As shown in Figure 3b, for the R_g/X_g = 0 grid, P reached the highest at 0.5 (p.u.) when I was near 0.7 (p.u.). Keep the I and change the converter’s power factor, and it turns out that P reached the highest value when the θ neared 0.6 rad and was higher than 0.5 (p.u.) when the θ value was smaller than 1.0 rad. By decreasing the power factor in a large scale, GFM converters can provide an even higher active power. Therefore, although power transmission with variable power factors is very complicated, some aspects of which are beyond the scope of this study, it can be concluded that converters can meet the requirements of rated active power with or without providing sufficient reactive power; this paper focuses more on the state of unity power factor to simplify the question.

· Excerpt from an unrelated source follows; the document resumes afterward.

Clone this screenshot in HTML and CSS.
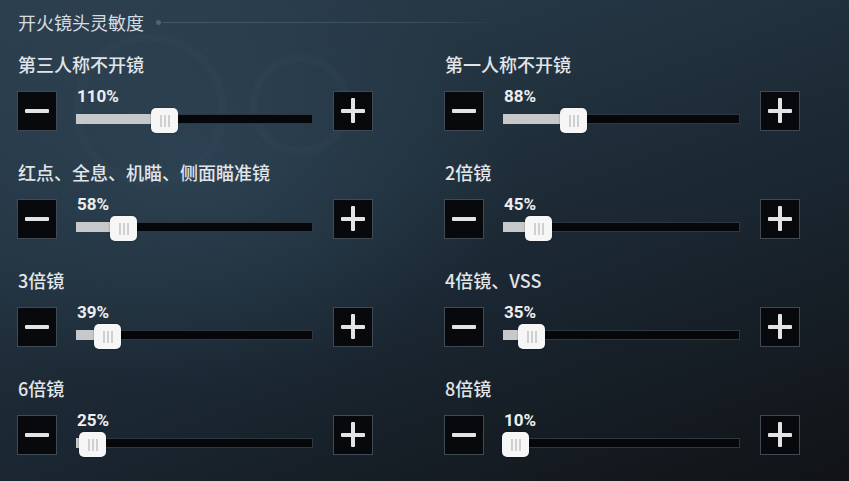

2.2. Equivalent Circuit of the GFL Converter

As shown in Figure 4a, compared with Figure 1a, due to the presence of the reactive power compensation capacitor, X_c [16], the output current is not equal to the output current, Ig, from the PCC to the grid side when the GFL converter is considered as a current source; the output voltage is still equal to the voltage at the PCC when the GFL converter is considered as a voltage source, so the model of the GFL converter is slightly more complex. The GFL converter is regarded as a current source whose output current is decoupled by dq through Park transformation and the PLL control strategy in the GFL converter [10]. The dq decoupling analysis method of currents is more suitable for GFL than GFM converters, not only because the GFL converter is a current source which should be focused more in its output current, but also due to its current inner loop control, which will be further discussed in Section 3.2. The quantitative relationship is I_gd = I_td, I_gq = U_td/X_c.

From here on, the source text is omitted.